Calculating Capital Gains
Original Purchase Price
Plus Capital Improvements
Minus Depreciation Taken (D)
|( ____________) [D]
|Equals Adjusted Basis
|Current Sales Price
Minus Adjusted Basis
Minus Transactions Costs (Commissions, fees, etc.)
|Equals Capital Gain (Amount of gain deferred if you exchange) - CG
= ____________ [CG]
|[CG-D] x Capital Gain Tax Rate (15%)
|[D] x Tax Rate (25 %) For Depreciation
|Add State Taxes
|Equals Capital Gains Tax (This is the amount you save if you exchange)
Vacation Homes: New IRS Tax Rules
"Until now, the issue of whether a vacation home qualifies for tax deferral treatment under IRC §1031 was the subject of much scrutiny and uncertainty. To the delight of many tax practitioners, on Feb. 15, the IRS eliminated that uncertainty by issuing Revenue Procedure ("Rev. Proc.") 2008-16, effective March 1 which provides a safe harbor for exchanges of vacation homes (defined as "dwelling unit" in the Rev. Proc.).
Now taxpayers can have a clear understanding of the circumstances under which the IRS will not challenge whether a vacation home will qualify as property "held for investment" under §1031.
Vacation home as relinquished property
For a vacation home to qualify as relinquished property, it must meet the following criteria:
• It is owned by the taxpayer for at least 24 months immediately before the exchange ("qualifying use period"); and
• Within the qualifying use period, in each of the two 12 month periods, (1) the taxpayer rents the dwelling unit at fair rental to another person for 14 days or more and (2) the taxpayer’s personal use of the dwelling unit does not exceed the greater of 14 days or 10 percent of the number of days during the 12 month period that the dwelling unit was rented at fair rental value.
The first 12 month period immediately preceding the exchange ends on the day before the exchange takes place (and begins 12 months prior to that day).
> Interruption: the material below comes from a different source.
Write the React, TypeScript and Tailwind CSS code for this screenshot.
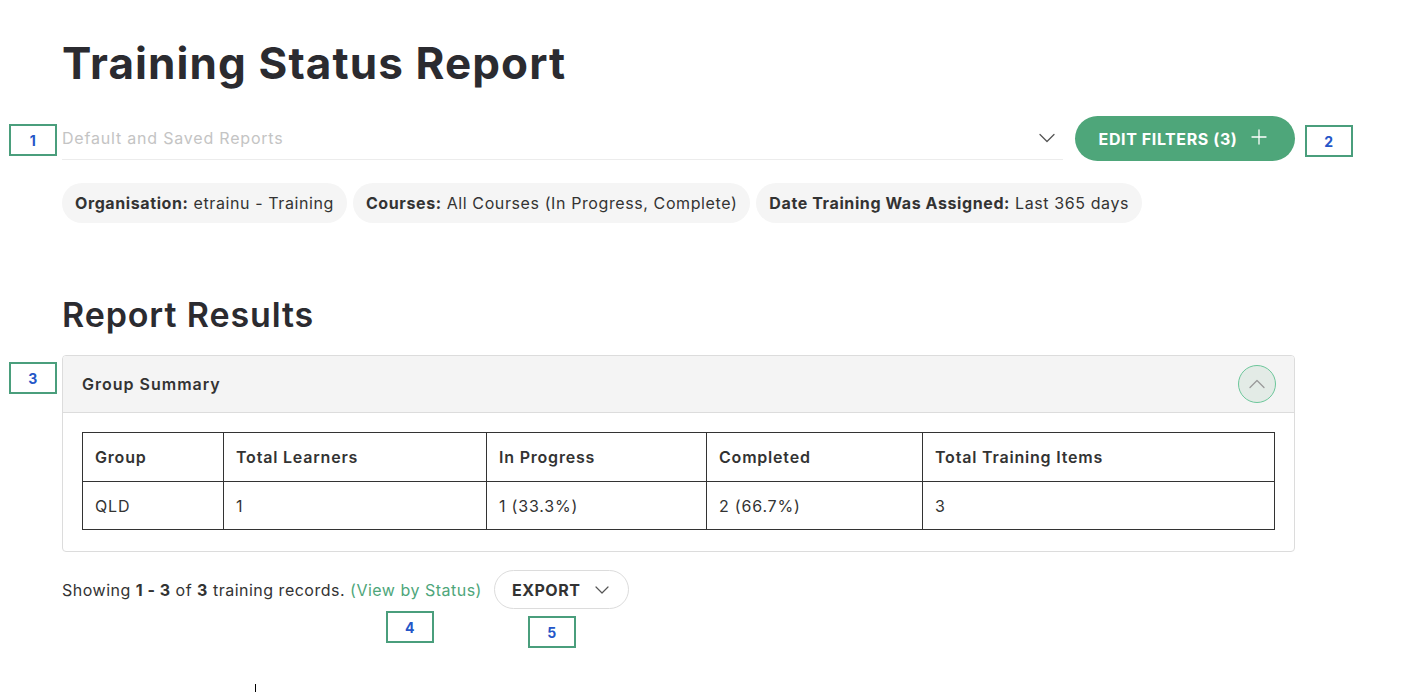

The second 12 month period ends on the day before the first 12 month period begins (and begins 12 months prior to that day).
Vacation home as replacement property
For a vacation home to qualify as replacement property, it must meet the following criteria:
• It is owned by the taxpayer for at least 24 months immediately following the exchange ("qualifying use period"); and
• Within the qualifying use period, in each of the two 12 month periods, (1) the taxpayer rents the dwelling unit to another person at fair rental for 14 days or more and (2) the taxpayer’s personal use of the dwelling unit does not exceed the greater of 14 days or 10 percent of the number of days during the 12 month period that the dwelling unit was rented at fair rental.
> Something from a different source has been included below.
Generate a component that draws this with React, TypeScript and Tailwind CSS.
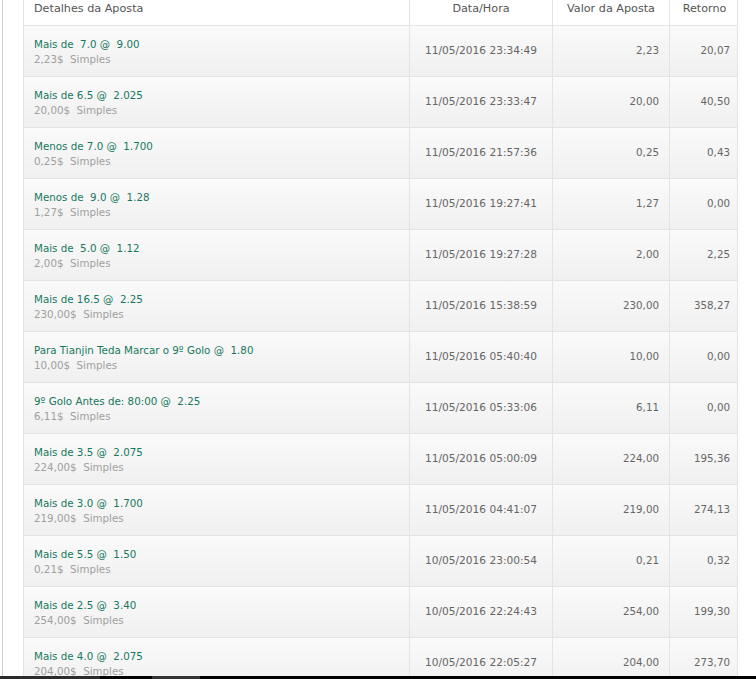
import React from "react";

type Bet = {
  label: string;
  stake: string;
  date: string;
  value: string;
  ret: string;
};

const bets: Bet[] = [
  { label: "Mais de\u00a0 7.0 @\u00a0 9.00", stake: "2,23$", date: "11/05/2016 23:34:49", value: "2,23", ret: "20,07" },
  { label: "Mais de 6.5 @\u00a0 2.025", stake: "20,00$", date: "11/05/2016 23:33:47", value: "20,00", ret: "40,50" },
  { label: "Menos de 7.0 @\u00a0 1.700", stake: "0,25$", date: "11/05/2016 21:57:36", value: "0,25", ret: "0,43" },
  { label: "Menos de\u00a0 9.0 @\u00a0 1.28", stake: "1,27$", date: "11/05/2016 19:27:41", value: "1,27", ret: "0,00" },
  { label: "Mais de\u00a0 5.0 @\u00a0 1.12", stake: "2,00$", date: "11/05/2016 19:27:28", value: "2,00", ret: "2,25" },
  { label: "Mais de 16.5 @\u00a0 2.25", stake: "230,00$", date: "11/05/2016 15:38:59", value: "230,00", ret: "358,27" },
  { label: "Para Tianjin Teda Marcar o 9º Golo @\u00a0 1.80", stake: "10,00$", date: "11/05/2016 05:40:40", value: "10,00", ret: "0,00" },
  { label: "9º Golo Antes de: 80:00 @\u00a0 2.25", stake: "6,11$", date: "11/05/2016 05:33:06", value: "6,11", ret: "0,00" },
  { label: "Mais de 3.5 @\u00a0 2.075", stake: "224,00$", date: "11/05/2016 05:00:09", value: "224,00", ret: "195,36" },
  { label: "Mais de 3.0 @\u00a0 1.700", stake: "219,00$", date: "11/05/2016 04:41:07", value: "219,00", ret: "274,13" },
  { label: "Mais de 5.5 @\u00a0 1.50", stake: "0,21$", date: "10/05/2016 23:00:54", value: "0,21", ret: "0,32" },
  { label: "Mais de 2.5 @\u00a0 3.40", stake: "254,00$", date: "10/05/2016 22:24:43", value: "254,00", ret: "199,30" },
  { label: "Mais de 4.0 @\u00a0 2.075", stake: "204,00$", date: "10/05/2016 22:05:27", value: "204,00", ret: "273,70" },
];

function BetRow({ bet }: { bet: Bet }) {
  return (
    <div className="grid grid-cols-[386px_143px_117px_69px] h-[51px] border-b border-[#e4e4e4] bg-gradient-to-b from-[#fafafa] to-[#f0f0f0]">
      <div className="flex flex-col justify-center pl-[10px] pt-[2px] border-r border-[#e4e4e4]">
        <div className="text-[#17775f] leading-[15px] whitespace-pre">{bet.label}</div>
        <div className="text-[#a0a0a0] leading-[15px] whitespace-pre">{bet.stake}{"\u00a0 "}Simples</div>
      </div>
      <div className="flex items-center justify-center border-r border-[#e4e4e4] text-[#666] text-[10.6px]">{bet.date}</div>
      <div className="flex items-center justify-end pr-[10px] border-r border-[#e4e4e4] text-[#666]">{bet.value}</div>
      <div className="flex items-center justify-end pr-[9px] text-[#666]">{bet.ret}</div>
    </div>
  );
}

export default function App() {
  return (
    <div className="relative w-[756px] h-[679px] overflow-hidden bg-white font-['DejaVu_Sans',Verdana,sans-serif] text-[10.3px]">
      <div className="flex h-full">
        <div className="w-[2px] shrink-0" />
        <div className="w-px shrink-0 bg-[#cfcfcf]" />
        <div className="w-[20px] shrink-0" />
        <div className="w-[715px] shrink-0 border-l border-r border-[#e4e4e4]">
          <div className="grid grid-cols-[386px_143px_117px_69px] h-[26px] border-b border-[#e4e4e4] bg-white text-[11.2px] text-[#555] leading-[17px]">
            <div className="pl-[10px] border-r border-[#e4e4e4]">Detalhes da Aposta</div>
            <div className="text-center border-r border-[#e4e4e4]">Data/Hora</div>
            <div className="text-center border-r border-[#e4e4e4]">Valor da Aposta</div>
            <div className="text-center">Retorno</div>
          </div>
          {bets.map((b) => (
            <BetRow key={b.date} bet={b} />
          ))}
        </div>
      </div>
      {/* taskbar edge at the bottom of the capture */}
      <div className="absolute left-0 right-0 bottom-0 h-[3px] flex bg-black">
        <div className="w-[100px] bg-[#2b2b2b]" />
        <div className="w-[52px]" />
        <div className="w-[48px] bg-[#333]" />
      </div>
    </div>
  );
}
The 12 month period immediately after the exchange begins on the day after the exchange takes place and the second 12 month period begins on the day after the first 12 month period ends.
Personal use is defined broadly.
Use by the taxpayer or other person having an interest in the dwelling unit and any family member will be considered "personal use" by the taxpayer. Family use includes brothers and sisters (by the whole or half blood), spouses, ancestors, and lineal descendants.
Also, any arrangement whereby fair market rent is not paid will be considered "personal use" by the taxpayer. Notwithstanding the foregoing, use by family members will not be considered "personal use" by the taxpayer only if the dwelling unit is rented at fair market rent and the family member uses it as his principal residence.
Fair rental is based upon all of the facts and circumstances that exist when the rental agreement is entered into. All rights and obligations of the rental agreement are taken into account.
Note special rule for replacement property. If the taxpayer files a return reporting a transaction under §1031 based on the expectation that the dwelling unit will meet the qualifying use standards and subsequently determines that the dwelling unit does not meet the qualifying use standards, the taxpayer, if necessary, should file an amended return.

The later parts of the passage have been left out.